Tolly, to their credit, says the quiet part in the fine print. Their own terms note that tests "may have been tailored to reflect performance under ideal conditions." That sentence is doing a lot of work.

The part that actually disappoints me

None of this is illegal, and Tolly is a long-standing testing house that documented its setup well enough that a careful reader can take it apart. I would rather have this report, with its methodology on the page, than a glossy claim with no test behind it at all.

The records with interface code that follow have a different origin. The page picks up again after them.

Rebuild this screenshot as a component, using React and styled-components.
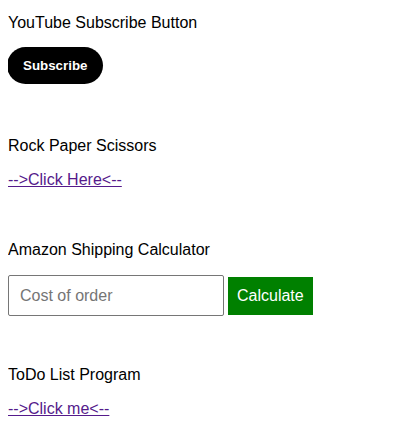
import React from "react";
import styled, { createGlobalStyle } from "styled-components";

const Global = createGlobalStyle`
  body {
    margin: 8px;
    font-family: "Liberation Sans", Arial, sans-serif;
    font-size: 16px;
    color: #000;
    background: #fff;
  }
`;

const Page = styled.div`
  display: flex;
  flex-direction: column;
  padding-top: 6px;
`;

const Section = styled.section`
  display: flex;
  flex-direction: column;
  align-items: flex-start;
  gap: ${(p) => p.$gap ?? 16}px;
  margin-bottom: ${(p) => p.$after ?? 52}px;
`;

const Title = styled.div`
  line-height: 18px;
  font-size: 16px;
`;

const SubscribeButton = styled.button`
  background: #000;
  color: #fff;
  border: none;
  border-radius: 19px;
  height: 37px;
  padding: 0 16px;
  font-family: "Liberation Sans", Arial, sans-serif;
  font-weight: bold;
  font-size: 13.33px;
  margin-left: -1px;
  cursor: pointer;
`;

const Link = styled.a`
  color: #551a8b;
  text-decoration: underline;
  line-height: 18px;
  font-size: 16px;
`;

const Row = styled.div`
  display: flex;
  align-items: center;
  gap: 4px;
`;

const Input = styled.input`
  box-sizing: border-box;
  width: 216px;
  height: 41px;
  border: 1px solid #767676;
  border-radius: 2px;
  padding: 0 11px;
  font-family: "Liberation Sans", Arial, sans-serif;
  font-size: 16px;
  &::placeholder {
    color: #757575;
  }
`;

const CalcButton = styled.button`
  background: #008000;
  color: #fff;
  border: none;
  height: 38px;
  padding: 0 9px;
  font-family: "Liberation Sans", Arial, sans-serif;
  font-size: 16px;
  cursor: pointer;
`;

export default function App() {
  return (
    <>
      <Global />
      <Page>
        <Section $gap={15} $after={53}>
          <Title>YouTube Subscribe Button</Title>
          <SubscribeButton>Subscribe</SubscribeButton>
        </Section>
        <Section>
          <Title>Rock Paper Scissors</Title>
          <Link href="#">--&gt;Click Here&lt;--</Link>
        </Section>
        <Section $after={50}>
          <Title>Amazon Shipping Calculator</Title>
          <Row>
            <Input placeholder="Cost of order" />
            <CalcButton>Calculate</CalcButton>
          </Row>
        </Section>
        <Section $after={0}>
          <Title>ToDo List Program</Title>
          <Link href="#">--&gt;Click me&lt;--</Link>
        </Section>
      </Page>
    </>
  );
}
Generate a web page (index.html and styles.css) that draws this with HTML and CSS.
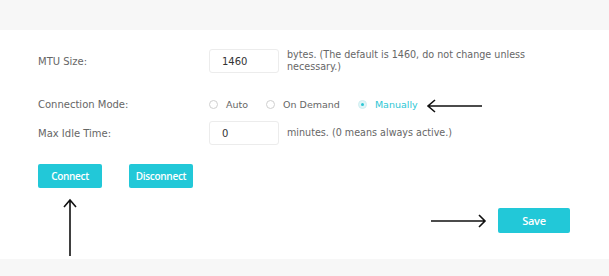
FILE: index.html
```html
<!DOCTYPE html>
<html>
<head>
    <meta charset="UTF-8">
    <title>PPPoE Settings</title>
    <link rel="stylesheet" href="styles.css">
</head>
<body>
    <div class="top-band"></div>

    <div class="panel">
        <!-- MTU -->
        <div class="row row-mtu">
            <label class="row-label">MTU Size:</label>
            <div class="row-value">
                <input class="text-box" type="text" value="1460">
                <span class="hint">bytes. (The default is 1460, do not change unless<br>necessary.)</span>
            </div>
        </div>

        <!-- connection mode -->
        <div class="row row-mode">
            <label class="row-label">Connection Mode:</label>
            <div class="row-value radios">
                <span class="radio"><i class="dot"></i>Auto</span>
                <span class="radio"><i class="dot"></i>On Demand</span>
                <span class="radio checked"><i class="dot"></i>Manually</span>
                <svg class="arrow arrow-left" width="58" height="14" viewBox="0 0 58 14">
                    <path d="M2 7 H56 M9 1 L2 7 L9 13" fill="none" stroke="#111" stroke-width="1.6"/>
                </svg>
            </div>
        </div>

        <div class="row row-idle">
            <label class="row-label">Max Idle Time:</label>
            <div class="row-value">
                <input class="text-box" type="text" value="0">
                <span class="hint">minutes. (0 means always active.)</span>
            </div>
        </div>

        <div class="actions">
            <button class="btn">Connect</button>
            <button class="btn">Disconnect</button>
            <svg class="arrow arrow-up" width="14" height="58" viewBox="0 0 14 58">
                <path d="M7 2 V58 M1 9 L7 2 L13 9" fill="none" stroke="#111" stroke-width="1.6"/>
            </svg>
        </div>

        <div class="save-row">
            <svg class="arrow-right" width="58" height="14" viewBox="0 0 58 14">
                <path d="M1 7 H55 M49 1 L55 7 L49 13" fill="none" stroke="#111" stroke-width="1.6"/>
            </svg>
            <button class="btn btn-save">Save</button>
        </div>
    </div>

    <div class="bottom-band"></div>
</body>
</html>
```

FILE: styles.css
```css
/* Global */
* {
    margin: 0;
    padding: 0;
    box-sizing: border-box;
}

body {
    font-family: "DejaVu Sans", Verdana, sans-serif;
    font-size: 10px;
    color: #666;
    background: #fff;
}

.top-band {
    height: 30px;
    background-color: #f7f7f7;
}

.bottom-band {
    height: 17px;
    background-color: #f7f7f7;
}

/* Form panel */
.panel {
    height: 229px;
    padding: 19px 0 0 38px;
    position: relative;
}

.row {
    display: flex;
    align-items: center;
}

.row-label {
    width: 171px;
    flex-shrink: 0;
}

.row-value {
    display: flex;
    align-items: center;
}

.row-mode {
    margin-top: 24px;
    height: 14px;
}

.row-idle {
    margin-top: 10px;
}

.text-box {
    width: 70px;
    height: 24px;
    border: 1px solid #ececec;
    border-radius: 3px;
    padding-left: 12px;
    font-family: "DejaVu Sans", Verdana, sans-serif;
    font-size: 10px;
    color: #333;
    background: #fff;
}

.hint {
    margin-left: 8px;
    line-height: 12px;
    font-size: 9.6px;
}

/* Radios */
.radios {
    position: relative;
}

.radio {
    display: flex;
    align-items: center;
    margin-right: 18px;
    font-size: 9.5px;
}

.radio .dot {
    width: 9px;
    height: 9px;
    border: 1px solid #cfcfcf;
    border-radius: 50%;
    margin: 0 8px 0 0;
    position: relative;
}

.radio.checked {
    color: #2cc6d4;
}

.radio.checked .dot {
    background: #dff5f7;
    border-color: #d0eef1;
}

.radio.checked .dot:after {
    content: "";
    position: absolute;
    left: 2px;
    top: 2px;
    width: 3px;
    height: 3px;
    border-radius: 50%;
    background: #2cc6d4;
}

.arrow-left {
    position: absolute;
    left: 217px;
    top: 0;
}

/* Buttons */
.actions {
    margin-top: 19px;
    display: flex;
    gap: 27px;
    position: relative;
}

.btn {
    width: 64px;
    height: 24px;
    border: none;
    border-radius: 2px;
    background-color: #22c8d8;
    color: #fff;
    font-family: "Open Sans", sans-serif;
    font-size: 10px;
    font-weight: 600;
    letter-spacing: -0.3px;
    cursor: pointer;
}

.arrow-up {
    position: absolute;
    left: 25px;
    top: 34px;
}

.save-row {
    display: flex;
    justify-content: flex-end;
    align-items: center;
    gap: 10px;
    margin-top: 20px;
    padding-right: 39px;
}

.btn-save {
    width: 72px;
    height: 25px;
    font-size: 11px;
}
```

What gets me is that F5 did not need to do this. They are an enormous company with real engineering and a product that, by their own description, has a genuine architectural idea behind it. They could have published a transparent, reproducible, tuned-on-both-sides comparison and let it stand on its merits. Instead they paid for a setup engineered to make the entire open source proxy ecosystem look primitive at a task the test was built to make it fail.

That is the move I find hard to respect. Not competing. Competing is great. It is using scale and a budget to manufacture a lopsided story about volunteer-built and community-built software that cannot commission a rebuttal report of its own.

So read the report. Seriously, the link is public at tolly.com/publications/226104. Read the methodology, not the bottom line. Then ask who paid, what changed, and whether you could ever run it yourself. If the answers do not hold up, the big number on the front page does not either.

Whether F5's product is actually better is a real and open question. This report just is not the thing that answers it.